The drawer dishwasher is an innovation of a New Zealand company, and it markets the dishwashers worldwide under several brand names. One of the problems of the newly introduced design was that Americans generally use larger dinner plates, and they did not fit in the machines. Some designs offer taller drawers to add versatility. Another added feature is the food disposer that grinds and flushes food particles. Buyers need to research which models offer these features.
Although some people find that the drawer design limits the size of the loads, other people do not experience this problem. Many users find that the advantages outweigh the disadvantages. One example of the drawer dishwasher's versatility is that a two-drawer machine allows Orthodox Jewish people to wash meat and dairy utensils in separate drawers. In smaller kitchens, a small drawer dishwasher may fit under the sink, conserving space.
Often technicians can install a one-drawer unit into the top half of a custom-built cabinet. Manufacturers offer the same appliance fronts for drawer dishwashers that they use for traditional dishwashers. This includes white, black, and custom fronts like wood grain. Many homeowners install a drawer dishwasher in their bar areas and recreation rooms. Users need to be extra cautious when loading items such as stemware because the stems may drop through the rack, jamming the agitator.
People who entertain frequently or have large parties often install two dishwashers: a traditional dishwasher and a two-drawer one. Having the two drawers of the drawer-style dishwasher function independently of each other has several advantages. One is that a user can run one load on a light wash, such as crystal glassware, while the other runs on a heavier pots and pans setting.

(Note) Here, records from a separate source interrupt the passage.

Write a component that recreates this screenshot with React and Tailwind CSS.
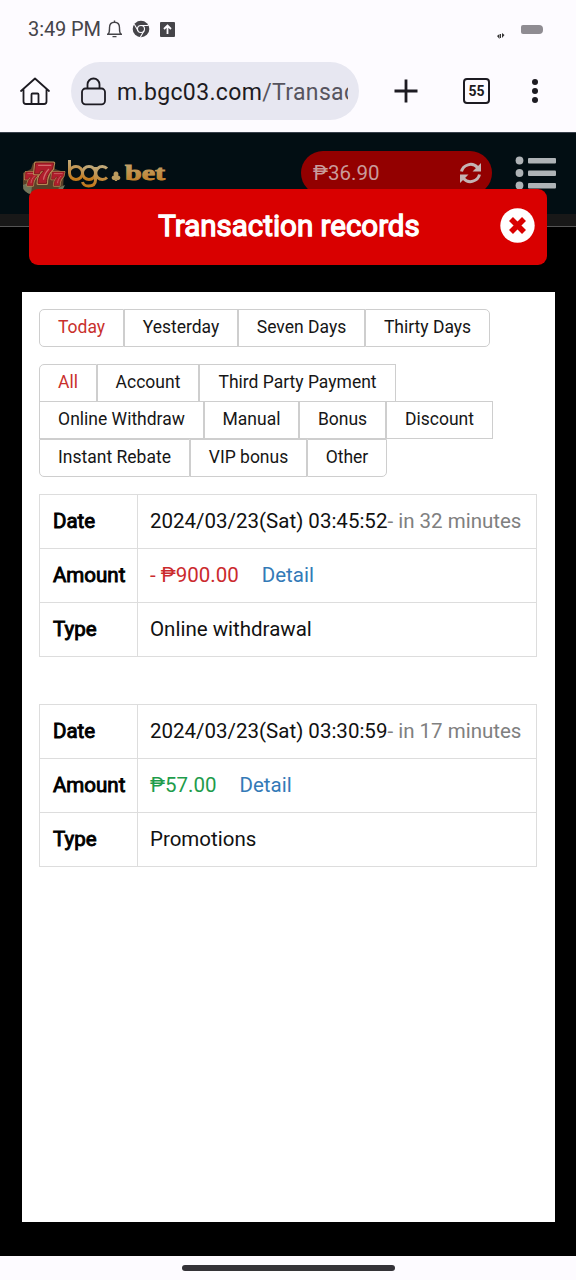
import React from 'react';

const dateFilters = [
  { label: 'Today', width: 'w-[85px]' },
  { label: 'Yesterday', width: 'w-[114px]' },
  { label: 'Seven Days', width: 'w-[127px]' },
  { label: 'Thirty Days', width: 'w-[125px]' },
];

const typeFilters = [
  [
    { label: 'All', width: 'w-[58px]' },
    { label: 'Account', width: 'w-[102px]' },
    { label: 'Third Party Payment', width: 'w-[197px]' },
  ],
  [
    { label: 'Online Withdraw', width: 'w-[165px]' },
    { label: 'Manual', width: 'w-[95px]' },
    { label: 'Bonus', width: 'w-[87px]' },
    { label: 'Discount', width: 'w-[107px]' },
  ],
  [
    { label: 'Instant Rebate', width: 'w-[151px]' },
    { label: 'VIP bonus', width: 'w-[117px]' },
    { label: 'Other', width: 'w-[80px]' },
  ],
];

const records = [
  {
    date: '2024/03/23(Sat) 03:45:52',
    ago: '- in 32 minutes',
    amount: '- ₱900.00',
    color: 'text-[#cb2a2d]',
    type: 'Online withdrawal',
  },
  {
    date: '2024/03/23(Sat) 03:30:59',
    ago: '- in 17 minutes',
    amount: '₱57.00',
    color: 'text-[#1e9c4b]',
    type: 'Promotions',
  },
];

function StatusBar() {
  return (
    <div className="flex h-[58px] items-center pl-7 pr-[33px] text-[#454449]">
      <span className="text-[20px] leading-6 tracking-[-0.1px] whitespace-nowrap">3:49 PM</span>
      <svg className="ml-[5px]" width="17" height="18" viewBox="0 0 17 18" fill="none" stroke="currentColor" strokeWidth="1.4">
        <path d="M1 14.3h15M2.2 14c1.4-1.300 1.300-2.400 1.300-6.200 0-3.400 1.900-5.600 5-5.600s5 2.200 5 5.600c0 3.800-.1 4.900 1.300 6.200M8.500 2.200V.6M6.500 16.600h4" strokeLinejoin="round" />
      </svg>
      <svg className="ml-[9px]" width="18" height="18" viewBox="0 0 18 18">
        <circle cx="9" cy="9" r="8.300" fill="currentColor" />
        <circle cx="9" cy="9" r="3.500" fill="none" stroke="#fdfbff" strokeWidth="1.100" />
        <path d="M9 5.500h7.500M6 10.700L2.300 4.300M12 10.700L8.300 17.200" stroke="#fdfbff" strokeWidth="1.100" />
      </svg>
      <svg className="ml-[9px]" width="17" height="17" viewBox="0 0 17 17">
        <rect x="1" y="1" width="15" height="15" rx="1" fill="currentColor" />
        <path d="M8.500 13V4.500M5 8l3.500-3.500L12 8" fill="none" stroke="#fdfbff" strokeWidth="1.800" />
      </svg>
      <svg className="ml-auto mt-[14px]" width="8" height="6" viewBox="0 0 8 6" fill="#333">
        <path d="M0 3l2.500-2v5zM3 1l1 0v4H3zM5 0l2.500 2L5 5z" />
      </svg>
      <div className="ml-4 h-[9px] w-[22px] rounded-l-[2px] rounded-r-[4px] bg-[#8f8c92]" />
    </div>
  );
}

function BrowserBar() {
  return (
    <div className="flex h-[74px] items-start pt-1 text-[#1d1b22]">
      <svg className="ml-[19px] mt-[14px]" width="32" height="32" viewBox="0 0 32 32" fill="none" stroke="currentColor" strokeWidth="1.800" strokeLinecap="round" strokeLinejoin="round">
        <path d="M2 15L16 2.500 30 15M4.500 13v12.500q0 2.500 2.500 2.500h18q2.500 0 2.500-2.500V13M12.500 28v-9.500q0-1 1-1h5q1 0 1 1V28" />
      </svg>
      <div className="ml-5 flex h-[58px] w-[288px] items-center rounded-full bg-[#e7e7f1] pl-[10px]">
        <svg width="25" height="29" viewBox="0 0 25 29" fill="none" stroke="currentColor" strokeWidth="1.800">
          <rect x="1" y="11.500" width="23" height="15.800" rx="3.500" />
          <path d="M6.500 11.500V7.500a6 6 0 0 1 12 0v4" />
        </svg>
        <div className="ml-[11px] w-[231px] overflow-hidden pt-[3px] text-[23px] leading-8 tracking-[0.35px] whitespace-nowrap">
          m.bgc03.com<span className="text-[#56545e]">/Transac</span>
        </div>
      </div>
      <svg className="ml-[35px] mt-[17px]" width="24" height="24" viewBox="0 0 24 24" stroke="currentColor" strokeWidth="2.800">
        <path d="M12 .5v23M.5 12h23" />
      </svg>
      <div className="ml-[45px] mt-4 flex h-[26px] w-[27px] items-center justify-center rounded-[4px] border-2 border-current text-[14px] font-bold leading-none">
        55
      </div>
      <svg className="ml-10 mt-4" width="10" height="26" viewBox="0 0 10 26" fill="currentColor">
        <circle cx="5" cy="4" r="3" />
        <circle cx="5" cy="13" r="3" />
        <circle cx="5" cy="22" r="3" />
      </svg>
    </div>
  );
}

function Seven({ x, y, s }) {
  return (
    <g transform={`translate(${x} ${y}) scale(${s})`}>
      <path d="M1 0h15l-1 5c-4 4-5 7-5 12H3c0-5 2-8 5-10.500H5L4 9H0z" fill="#b01d2c" stroke="#b58a55" strokeWidth="2.600" strokeLinejoin="round" />
      <path d="M1 0h15l-1 5c-4 4-5 7-5 12H3c0-5 2-8 5-10.500H5L4 9H0z" fill="#b01d2c" stroke="#7c1419" strokeWidth=".8" />
      <path d="M3 2h11M12 5c-3 3-4 5-4.500 9" fill="none" stroke="#cf6a6c" strokeWidth="1" />
    </g>
  );
}

function Logo() {
  return (
    <div className="flex h-[38px] w-[146px] items-start">
      <svg className="shrink-0" width="44" height="38" viewBox="0 0 44 38">
        <path d="M1 14l8-4 2-6 8-2 12 1 2 7 9 3-1 17-6 5H7l-6-5z" fill="#5a4028" />
        <path d="M1 26q6-3 9 1l-1 8q-8-1-8-9zM36 29l7-3-3 6z" fill="#70765c" />
        <Seven x="3" y="13" s=".8" />
        <Seven x="29.500" y="13" s=".8" />
        <Seven x="12.500" y="4" s="1.200" />
      </svg>
      <svg className="shrink-0" width="101" height="36" viewBox="0 0 101 36">
        <defs>
          <linearGradient id="gold" x1="0" y1="0" x2="0" y2="1">
            <stop offset="0" stopColor="#c0a97a" />
            <stop offset="1" stopColor="#c2791c" />
          </linearGradient>
        </defs>
        <g fill="none" stroke="url(#gold)" strokeWidth="3">
          <path d="M3.500 1v13a6.500 6.500 0 1 0 6.500-6.500q-4 0-6.500 4" />
          <circle cx="23" cy="14" r="6.500" />
          <path d="M29.500 8v13q0 6-7 6-5 0-6-4M41 9.500a6.500 6.500 0 1 0 0 9" />
        </g>
        <path d="M50 12.500a2.500 2.500 0 0 1 2 4 2.300 2.300 0 1 1-1.500 4l1 1.500h-3l1-1.500a2.300 2.300 0 1 1-1.500-4 2.500 2.500 0 0 1 2-4z" fill="#bd9c5e" />
        <text x="59" y="21" fontFamily="Liberation Serif, serif" fontSize="22" fontWeight="bold" textLength="40" lengthAdjust="spacingAndGlyphs" fill="url(#gold)" stroke="url(#gold)" strokeWidth=".9">bet</text>
      </svg>
    </div>
  );
}

function SiteHeader() {
  return (
    <div className="h-[95px] border-b-[1.5px] border-[#555] bg-[#181818]">
      <div className="flex h-[82px] items-start border-t border-[#38404b] bg-[#020e13] pl-[22px] pt-[18px]">
        <div className="pt-2">
          <Logo />
        </div>
        <div className="ml-[133px] flex h-[44px] w-[191px] items-center rounded-full bg-[#930000] pl-3 pr-[10px] text-[#c99b9b]">
          <span className="text-[20.5px] leading-6">₱36.90</span>
          <svg className="ml-auto" width="23" height="22" viewBox="0 0 23 22" fill="none" stroke="#c4b4b4" strokeWidth="3">
            <path d="M2.500 9.500C4 3 13-.5 18.500 5.500M20.500 12.500C19 19 10 22.500 4.500 16.500" />
            <path d="M22 1v8.500h-8.500zM1 21v-8.500h8.500z" fill="#c4b4b4" stroke="none" />
          </svg>
        </div>
        <svg className="ml-[23px] mt-[4px]" width="42" height="36" viewBox="0 0 42 36" fill="#aeb3b6">
          <circle cx="4.500" cy="5.500" r="3.900" />
          <circle cx="4.500" cy="18" r="3.900" />
          <circle cx="4.500" cy="30.500" r="3.900" />
          <rect x="13" y="3" width="28" height="5.500" rx="1" />
          <rect x="13" y="15.500" width="28" height="5.500" rx="1" />
          <rect x="13" y="28" width="28" height="5.500" rx="1" />
        </svg>
      </div>
    </div>
  );
}

function FilterButton({ item, active, className }) {
  return (
    <button
      className={`h-[38px] shrink-0 border border-[#cecece] bg-white pb-[2px] text-[17.5px] leading-5 whitespace-nowrap ${item.width} ${active ? 'text-[#c9302c]' : 'text-[#161616]'} ${className}`}
    >
      {item.label}
    </button>
  );
}

function RecordTable({ record }) {
  const label = 'w-[98px] border border-[#dddddd] pl-[13px] text-left font-normal text-black [-webkit-text-stroke:0.9px_black]';
  const value = 'border border-[#dddddd] pl-3 whitespace-nowrap';

  return (
    <table className="w-[498px] table-fixed border-collapse text-[20.5px] leading-6 text-[#111]">
      <tbody>
        <tr className="h-[54px]">
          <th className={label}>Date</th>
          <td className={value}>
            {record.date}
            <span className="text-[#808080]">{record.ago}</span>
          </td>
        </tr>
        <tr className="h-[54px]">
          <th className={label}>Amount</th>
          <td className={value}>
            <span className={record.color}>{record.amount}</span>
            <a className="ml-[23px] text-[#337ab7]">Detail</a>
          </td>
        </tr>
        <tr className="h-[54px]">
          <th className={label}>Type</th>
          <td className={value}>{record.type}</td>
        </tr>
      </tbody>
    </table>
  );
}

export default function App() {
  return (
    <div className="flex h-[1280px] w-[576px] flex-col overflow-hidden bg-[#fdfbff] font-['Roboto',sans-serif]">
      <StatusBar />
      <BrowserBar />

      <div className="h-[1124px] bg-black">
        <SiteHeader />

        {/* Dialog title, overlapping the page header */}
        <div className="relative mx-[29px] -mt-[38px] flex h-[76px] items-center justify-center rounded-[9px] bg-[#d90000]">
          <h1 className="pl-[2px] pb-[2px] text-[29.5px] font-normal leading-8 text-white [-webkit-text-stroke:1.3px_white]">Transaction records</h1>
          <svg className="absolute right-3 top-[19px]" width="35" height="35" viewBox="0 0 35 35">
            <circle cx="17.500" cy="17.500" r="17.200" fill="#fff" />
            <path d="M11 11l13 13M24 11L11 24" stroke="#d90000" strokeWidth="5.600" />
          </svg>
        </div>

        <div className="ml-[22px] mt-[27px] h-[930px] w-[533px] bg-white pl-[17px] pt-[17px]">
          <div className="flex">
            {dateFilters.map((item, i) => (
              <FilterButton key={item.label} item={item} active={i === 0} className="first:rounded-l-[5px] last:rounded-r-[5px]" />
            ))}
          </div>

          <div className="mt-[17px]">
            {typeFilters.map((row, r) => (
              <div key={r} className="-mb-px flex h-[38.3px]">
                {row.map((item, i) => (
                  <FilterButton
                    key={item.label}
                    item={item}
                    active={r === 0 && i === 0}
                    className={r === 0 ? 'first:rounded-tl-[5px]' : r === 2 ? 'first:rounded-bl-[5px] last:rounded-br-[5px]' : ''}
                  />
                ))}
              </div>
            ))}
          </div>

          <div className="mt-[18px] space-y-[47px]">
            {records.map((record) => (
              <RecordTable key={record.date} record={record} />
            ))}
          </div>
        </div>
      </div>

      {/* Gesture bar */}
      <div className="flex h-6 justify-center pt-[9px]">
        <div className="h-[6px] w-[213px] rounded-full bg-[#343238]" />
      </div>
    </div>
  );
}
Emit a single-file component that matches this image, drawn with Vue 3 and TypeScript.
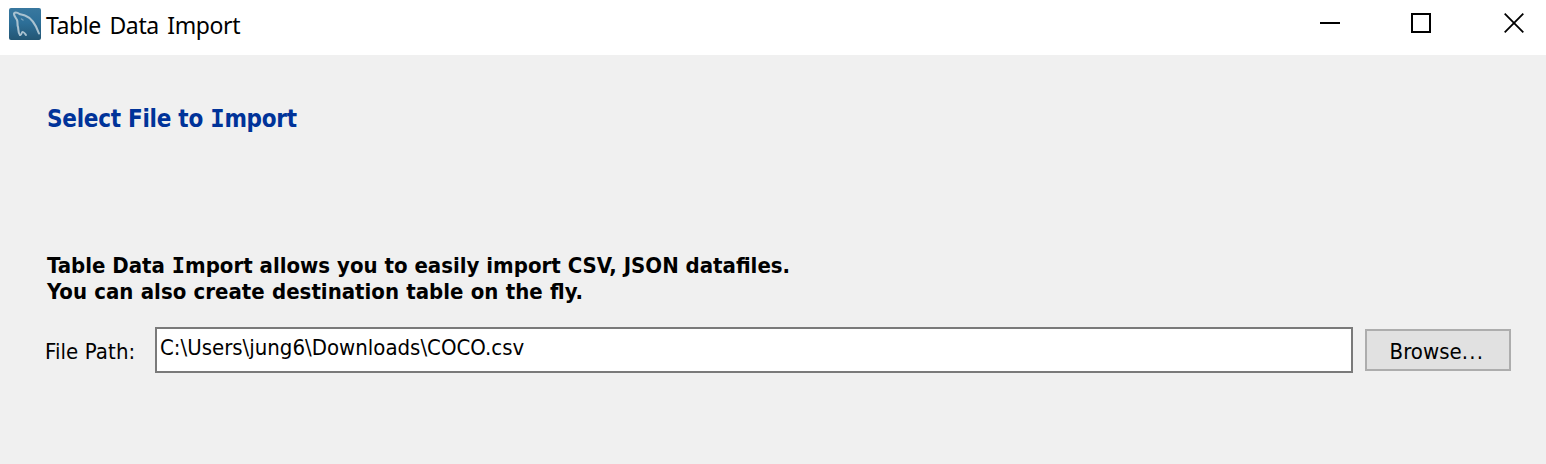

Generally, drawer dishwashers have some issues that designers are attempting to remedy. One of these is that the drain hose receives more wear than in traditional dishwashers because the hose flexes each time a user opens and closes the drawer. This excessive movement may cause the hose to leak. Usually technicians must pull the unit out of the cabinet area to work on it. Owners often report that the repairs are more costly than with traditional dishwashers.